Outrage over AIG bonuses, politicians
‘This is an outrage.’
That’s what Senate Minority Leader Mitch McConnell, R-Ky., said to George Stephanopoulos in an interview, regarding AIG’s proposed $165 million in bonuses.
It is outrageous, but so is McConnell and many of the elected representatives and senators who are suddenly going back on their word and flip-flopping on their stand against government intervention.
AIG received $170 billion in taxpayer funds in the form of a bailout, giving the tax-paying, hard-working citizens of this country majority ownership in the company. McConnell and 73 other senators voted for the financial bailout package, though many of them were hesitant to throw much vocal support behind the measure.
Now, though, McConnell is the figurehead for an attack of AIG and the very bailout he voted for, for not implementing salary caps and bonuses for Wall Street execs, a measure vehemently disagreed with at the time.

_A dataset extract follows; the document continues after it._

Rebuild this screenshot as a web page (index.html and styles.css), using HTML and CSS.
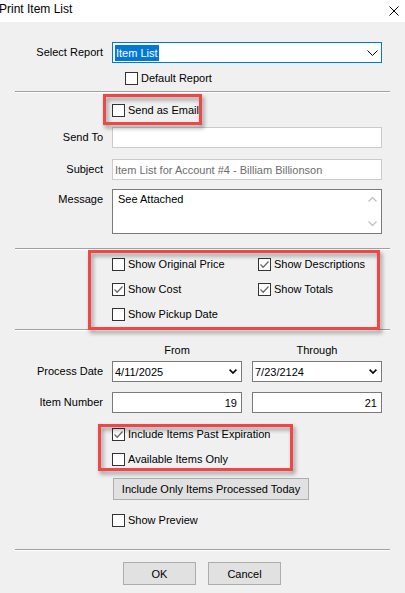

That’s the very definition of a flip-flop. To have an opinion and then to change it so publicly and proudly when the going gets rough is despicable.
It surely isn’t a secret that AIG bonuses are a farce, both morally reprehensible and ideologically disgusting. If it’s taken McConnell or anyone else in the Capital this long to understand that dirty tactics shouldn’t be rewarded, either by exorbitant salaries or unfounded bonuses, especially to those exact liars and cheaters who had their hands in the crumbling economic mess, it’s better late than never.
The proposed House and Senate bills, indicating hefty taxes be enacted on either AIG employees receiving bonuses or the bonuses themselves, are a step in the right direction.
We want our money back, politicians. The citizens of this country are tired of paying taxes, struggling with everyday finances and then seeing the drama of hundreds of millions of dollars being paid out to the very people who put us into this mess.
Do whatever it takes to make a stand and refuse to let a meltdown like this happen again. Swallow your pride and do what’s right, even if that includes a very public, very painful flip-flop.